Schon der Kauf einer professionell einsetzbaren Linux-Version, so ihre aktuelle Einschätzung, kann so viel kosten, wie Windows 2000 oder Unix. Preisvorteile ergeben sich vor allem gegenüber Unix-Systemen, die nicht auf Intel-PCs sondern auf Risc-Systemen wie Sparc (Sun) oder Power-PC (IBM) laufen. Mit solchen Argumenten versucht die Meta Group überzogene Erwartungen an das In-Betriebssystem zu dämpfen.
Tatsächlich ist Linux laut Chefanalyst Luis Leamus ein Infrastrukturthema. Die Kosten und Risiken eines Linux-Einsatzes ergeben sich daher nicht beim Kauf, sondern bei der Integration in die vorhandene Infrastruktur. Das beginnt bei der Frage nach Bürosoftware und Emailsystem über Einbindung in Netzwerk, Workflow, System-Management und Security. In den meisten Bereichen sieht Leamus allerdings keine Linux-spezifischen Probleme. Server-Anwendungen und Integrations-Tools sind in großer Menge von anderen Unix-Systemen auf das Pinguin-Betriebssystem portiert worden. Dennoch, die Integration muss durchgeführt werden und kann rasch mehr kosten. als sich beim Linux-Kauf einsparen lässt. Zurückhaltung beim Einsatz von Linux sieht die Meta Group vor allem im High-End-Server-Bereich, etwa als Plattform für Transaktionsorientierte Unternehmensdatenbanken. Vor allem aber glauben die befragten Anwender nicht an Linux auf dem Desktop. Kein Unternehmen würde es wagen, tausenden von Usern die vertraute Microsoft-Umgebung wegzunehmen.
Dieser Einschätzung widersprach Sun-Manager Martin Häring, der Linux durchaus auch am Desktop sieht. Sein Unternehmen hat an einer solchen Positionierung allerdings großes Interesse, weil das Betriebssystem so dem hauseigenen Server-Betriebssystem Solaris weniger gefährlich wäre. Doch Sun ist keineswegs allein mit seiner Haltung: So haben sich die Linux-Leithirsche Suse und Red Hat – ansonsten scharfe Konkurrenten – für die diesjährige CeBIT einhellig eine Desktop-Offensive vorgenommen. Das Problem fehlender Office-Programme wird sowohl mit Open-Source-Paketen behoben als auch durch Lösungen, die es ermöglichen, Microsoft-Programme unter Linux laufen zu lassen.

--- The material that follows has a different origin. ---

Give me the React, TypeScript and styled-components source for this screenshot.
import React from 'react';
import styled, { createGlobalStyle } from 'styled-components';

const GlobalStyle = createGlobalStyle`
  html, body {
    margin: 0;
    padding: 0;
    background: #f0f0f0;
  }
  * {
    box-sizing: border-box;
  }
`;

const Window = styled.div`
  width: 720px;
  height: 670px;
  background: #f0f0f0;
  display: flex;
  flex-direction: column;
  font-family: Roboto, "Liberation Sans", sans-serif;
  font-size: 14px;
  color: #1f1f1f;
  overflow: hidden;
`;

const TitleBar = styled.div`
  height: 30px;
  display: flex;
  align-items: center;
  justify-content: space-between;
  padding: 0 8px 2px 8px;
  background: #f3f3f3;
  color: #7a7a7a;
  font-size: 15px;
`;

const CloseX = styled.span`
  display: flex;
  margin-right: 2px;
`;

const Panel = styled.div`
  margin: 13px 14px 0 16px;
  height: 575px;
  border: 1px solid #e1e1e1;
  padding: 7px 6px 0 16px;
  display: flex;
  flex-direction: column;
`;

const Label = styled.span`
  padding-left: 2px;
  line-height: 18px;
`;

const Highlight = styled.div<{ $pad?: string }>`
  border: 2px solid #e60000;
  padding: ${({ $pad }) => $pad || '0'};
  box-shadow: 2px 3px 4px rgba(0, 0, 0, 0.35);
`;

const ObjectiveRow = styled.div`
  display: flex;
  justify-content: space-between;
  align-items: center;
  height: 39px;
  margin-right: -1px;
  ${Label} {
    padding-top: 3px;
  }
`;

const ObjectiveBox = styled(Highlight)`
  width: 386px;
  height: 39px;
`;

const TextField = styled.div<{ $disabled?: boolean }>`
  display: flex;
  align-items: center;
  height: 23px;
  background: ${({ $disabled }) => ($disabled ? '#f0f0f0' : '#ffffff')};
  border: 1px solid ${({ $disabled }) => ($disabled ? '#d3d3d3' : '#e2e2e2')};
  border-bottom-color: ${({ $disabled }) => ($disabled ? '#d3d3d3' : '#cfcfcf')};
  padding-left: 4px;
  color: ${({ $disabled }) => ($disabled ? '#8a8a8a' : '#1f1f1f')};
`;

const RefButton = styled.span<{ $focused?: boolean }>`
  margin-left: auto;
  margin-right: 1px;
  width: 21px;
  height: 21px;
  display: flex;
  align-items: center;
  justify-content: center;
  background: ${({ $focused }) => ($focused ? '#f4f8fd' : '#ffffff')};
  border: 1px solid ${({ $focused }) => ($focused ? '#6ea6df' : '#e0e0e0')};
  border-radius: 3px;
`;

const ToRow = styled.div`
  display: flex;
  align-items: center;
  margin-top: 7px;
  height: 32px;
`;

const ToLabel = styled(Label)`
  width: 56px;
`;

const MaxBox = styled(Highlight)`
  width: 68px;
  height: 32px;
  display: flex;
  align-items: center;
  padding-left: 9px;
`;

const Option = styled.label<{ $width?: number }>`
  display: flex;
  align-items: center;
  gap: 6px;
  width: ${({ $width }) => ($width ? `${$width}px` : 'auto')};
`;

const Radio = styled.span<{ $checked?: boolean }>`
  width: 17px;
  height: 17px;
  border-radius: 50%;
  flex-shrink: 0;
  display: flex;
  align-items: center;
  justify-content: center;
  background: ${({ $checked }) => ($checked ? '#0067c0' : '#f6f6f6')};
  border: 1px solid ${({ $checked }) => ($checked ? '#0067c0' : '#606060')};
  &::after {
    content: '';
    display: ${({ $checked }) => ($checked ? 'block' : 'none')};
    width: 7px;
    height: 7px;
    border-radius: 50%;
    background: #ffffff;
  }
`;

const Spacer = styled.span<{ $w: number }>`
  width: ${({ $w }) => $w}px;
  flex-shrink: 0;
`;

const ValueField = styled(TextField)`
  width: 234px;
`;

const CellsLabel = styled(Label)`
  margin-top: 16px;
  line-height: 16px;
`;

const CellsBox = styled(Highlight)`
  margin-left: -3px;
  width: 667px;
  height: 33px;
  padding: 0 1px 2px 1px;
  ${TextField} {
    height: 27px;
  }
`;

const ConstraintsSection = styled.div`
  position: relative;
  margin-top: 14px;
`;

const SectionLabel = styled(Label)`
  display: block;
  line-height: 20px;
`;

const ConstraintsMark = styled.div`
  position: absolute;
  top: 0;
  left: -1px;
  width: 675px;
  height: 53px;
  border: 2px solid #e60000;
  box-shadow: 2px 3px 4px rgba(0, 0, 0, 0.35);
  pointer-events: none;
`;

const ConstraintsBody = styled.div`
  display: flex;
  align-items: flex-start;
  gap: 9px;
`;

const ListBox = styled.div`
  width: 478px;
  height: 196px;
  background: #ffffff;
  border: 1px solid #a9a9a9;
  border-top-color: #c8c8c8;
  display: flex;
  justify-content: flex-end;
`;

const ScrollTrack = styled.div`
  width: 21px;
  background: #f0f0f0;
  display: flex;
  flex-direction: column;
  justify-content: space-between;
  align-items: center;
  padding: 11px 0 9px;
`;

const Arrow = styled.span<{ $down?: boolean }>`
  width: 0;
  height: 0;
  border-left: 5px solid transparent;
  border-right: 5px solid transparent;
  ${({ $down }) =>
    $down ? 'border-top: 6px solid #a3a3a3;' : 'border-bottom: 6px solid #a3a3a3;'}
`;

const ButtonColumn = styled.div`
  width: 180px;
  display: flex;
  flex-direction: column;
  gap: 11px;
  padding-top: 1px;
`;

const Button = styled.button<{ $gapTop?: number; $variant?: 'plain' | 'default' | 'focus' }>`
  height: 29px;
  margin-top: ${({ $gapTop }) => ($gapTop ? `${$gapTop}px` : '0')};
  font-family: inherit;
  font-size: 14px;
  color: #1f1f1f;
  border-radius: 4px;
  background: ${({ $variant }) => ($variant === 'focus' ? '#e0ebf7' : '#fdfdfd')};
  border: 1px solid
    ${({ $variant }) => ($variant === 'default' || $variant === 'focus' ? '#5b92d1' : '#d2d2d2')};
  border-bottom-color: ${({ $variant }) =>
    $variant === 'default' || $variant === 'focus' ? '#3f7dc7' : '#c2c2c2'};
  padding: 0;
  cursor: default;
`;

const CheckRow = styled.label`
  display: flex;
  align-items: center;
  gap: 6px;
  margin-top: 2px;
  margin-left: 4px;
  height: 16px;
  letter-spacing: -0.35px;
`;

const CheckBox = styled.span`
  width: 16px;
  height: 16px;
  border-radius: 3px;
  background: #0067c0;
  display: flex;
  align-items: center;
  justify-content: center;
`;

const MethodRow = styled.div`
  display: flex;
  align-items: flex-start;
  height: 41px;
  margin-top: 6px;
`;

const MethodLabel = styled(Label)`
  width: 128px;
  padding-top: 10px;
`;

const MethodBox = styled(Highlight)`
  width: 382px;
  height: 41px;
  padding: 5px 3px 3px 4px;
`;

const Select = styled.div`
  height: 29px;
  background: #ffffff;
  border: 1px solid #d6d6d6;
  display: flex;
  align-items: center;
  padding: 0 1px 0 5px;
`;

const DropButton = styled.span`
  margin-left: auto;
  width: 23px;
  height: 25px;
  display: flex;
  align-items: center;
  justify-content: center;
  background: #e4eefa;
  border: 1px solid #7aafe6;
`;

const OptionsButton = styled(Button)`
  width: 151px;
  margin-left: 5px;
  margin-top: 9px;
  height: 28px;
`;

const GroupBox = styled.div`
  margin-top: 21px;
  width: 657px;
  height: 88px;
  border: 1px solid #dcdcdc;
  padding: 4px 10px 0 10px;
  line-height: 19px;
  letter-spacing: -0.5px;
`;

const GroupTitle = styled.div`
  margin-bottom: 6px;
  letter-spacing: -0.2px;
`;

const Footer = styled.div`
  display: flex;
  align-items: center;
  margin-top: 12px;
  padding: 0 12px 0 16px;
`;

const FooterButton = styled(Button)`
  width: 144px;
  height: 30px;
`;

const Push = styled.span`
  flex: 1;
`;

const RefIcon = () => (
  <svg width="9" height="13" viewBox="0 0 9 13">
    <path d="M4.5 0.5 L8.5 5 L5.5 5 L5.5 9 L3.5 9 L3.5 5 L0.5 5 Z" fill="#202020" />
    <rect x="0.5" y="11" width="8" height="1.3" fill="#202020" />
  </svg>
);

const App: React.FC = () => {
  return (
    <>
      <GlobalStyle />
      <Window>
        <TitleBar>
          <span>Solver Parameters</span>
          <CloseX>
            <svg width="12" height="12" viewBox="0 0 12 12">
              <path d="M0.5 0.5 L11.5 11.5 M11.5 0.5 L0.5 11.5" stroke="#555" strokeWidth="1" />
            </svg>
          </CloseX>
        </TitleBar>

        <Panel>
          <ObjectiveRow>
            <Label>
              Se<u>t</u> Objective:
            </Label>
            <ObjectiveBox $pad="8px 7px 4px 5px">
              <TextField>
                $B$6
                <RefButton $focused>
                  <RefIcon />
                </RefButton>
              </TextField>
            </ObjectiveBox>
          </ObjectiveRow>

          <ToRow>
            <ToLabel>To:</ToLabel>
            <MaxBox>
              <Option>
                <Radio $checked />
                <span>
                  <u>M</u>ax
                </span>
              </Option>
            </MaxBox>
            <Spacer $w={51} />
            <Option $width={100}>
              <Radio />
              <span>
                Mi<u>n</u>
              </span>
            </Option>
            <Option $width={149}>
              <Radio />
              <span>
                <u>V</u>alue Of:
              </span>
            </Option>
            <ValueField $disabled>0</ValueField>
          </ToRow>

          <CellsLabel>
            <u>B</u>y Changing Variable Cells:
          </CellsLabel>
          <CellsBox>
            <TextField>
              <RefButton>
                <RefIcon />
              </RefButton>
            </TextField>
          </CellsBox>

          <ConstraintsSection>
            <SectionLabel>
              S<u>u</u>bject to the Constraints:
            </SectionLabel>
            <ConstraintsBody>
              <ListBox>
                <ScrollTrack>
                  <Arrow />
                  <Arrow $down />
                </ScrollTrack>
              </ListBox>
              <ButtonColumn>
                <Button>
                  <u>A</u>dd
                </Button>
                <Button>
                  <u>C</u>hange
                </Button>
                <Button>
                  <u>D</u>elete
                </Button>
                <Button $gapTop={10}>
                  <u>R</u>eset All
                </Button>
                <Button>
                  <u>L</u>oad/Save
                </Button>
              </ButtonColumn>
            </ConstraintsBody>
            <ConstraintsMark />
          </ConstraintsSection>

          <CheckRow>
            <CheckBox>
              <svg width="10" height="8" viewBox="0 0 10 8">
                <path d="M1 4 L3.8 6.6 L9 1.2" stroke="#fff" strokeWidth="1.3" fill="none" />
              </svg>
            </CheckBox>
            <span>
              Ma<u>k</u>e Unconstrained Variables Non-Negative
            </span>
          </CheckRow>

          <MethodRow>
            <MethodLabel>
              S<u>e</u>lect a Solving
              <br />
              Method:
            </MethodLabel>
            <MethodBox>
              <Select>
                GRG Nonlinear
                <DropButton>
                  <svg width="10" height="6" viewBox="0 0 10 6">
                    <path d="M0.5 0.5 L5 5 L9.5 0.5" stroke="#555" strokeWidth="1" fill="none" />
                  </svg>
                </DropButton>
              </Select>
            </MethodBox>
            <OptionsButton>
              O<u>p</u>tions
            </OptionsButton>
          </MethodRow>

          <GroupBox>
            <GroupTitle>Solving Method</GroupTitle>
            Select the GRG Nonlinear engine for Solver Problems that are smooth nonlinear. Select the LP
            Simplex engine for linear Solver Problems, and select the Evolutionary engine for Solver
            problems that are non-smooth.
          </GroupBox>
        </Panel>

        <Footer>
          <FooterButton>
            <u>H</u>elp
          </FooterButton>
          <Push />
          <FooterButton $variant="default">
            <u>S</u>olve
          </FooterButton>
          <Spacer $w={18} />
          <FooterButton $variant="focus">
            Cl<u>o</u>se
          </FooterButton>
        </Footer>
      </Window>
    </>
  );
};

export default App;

Die unterschiedliche Einschätzung des Desktop-Markts durch die Meta-Group und Linux-Anbieter rührt nicht nur aus dem verständlichen Interesse der Industrie her, sich einen neuen Markt zu erobern. Bei der den Urteilen zugrunde liegenden Meta-Group-Befragung scheinen die kleinen und mittleren Unternehmen unterrepräsentiert zu sein. Viele der Argumente gegen Linux verlieren bei dieser Gruppe ihre Schärfe: Je kleiner die Nutzerzahlen und der Komplexitätsgrad der IT-Infrastruktur sind, desto einfacher fällt es, die Desktop-Systeme zu ersetzen und zu integrieren.
Bei aller Kritik sind sich die Meta-Group-Analysten einig, dass der Linux-Trend unumkehrbar ist. In der Tat gebe es Bereiche, in denen das Low-Cost-Betriebssystem längst Marktführer ist. Konkret genannt hat Leamus hier alle Geräte (Appliances), die eine bestimmte Aufgabe erfüllten, bei der das Betriebssystem selbst aber unsichtbar bleibt. Das sind zum Beispiel Router, Web-Server oder Speichersysteme. Der Grund: Die Hersteller können hier kostenlos auf den Sourcecode eines Betriebssystems zugreifen, und so die Geräte preisgünstig anbieten.
Einer Meta-Group-Umfrage unter 188 deutschen Linux-Usern zufolge ist die Zufriedenheit außergewöhnlich groß. So berichten 86 Prozent der Unternehmen, dass ihre Erwartungen im Großen Ganzen erfüllt wurden. Nicht ein Unternehmen wollte – trotz garantierter Anonymität – von negativen Erfahrungen berichteten. Unzufriedene Anwender verstecken sich höchsten in den 14 Prozent derer, die keine Angaben zu der Frage machten. Besonders gute Noten erhielt Linux von rund 90 Prozent der Befragten in Sachen Stabilität, Performance und Total Cost of Ownership. Die hervorragenden Werte relativiert die Meta Group durch den Hinweis darauf, dass Linux nach wie vor meist als Web- oder Datenserver eingesetzt werden Bereichen in denen das Betriebssystem keinen besonderen Belastungen ausgesetzt seien.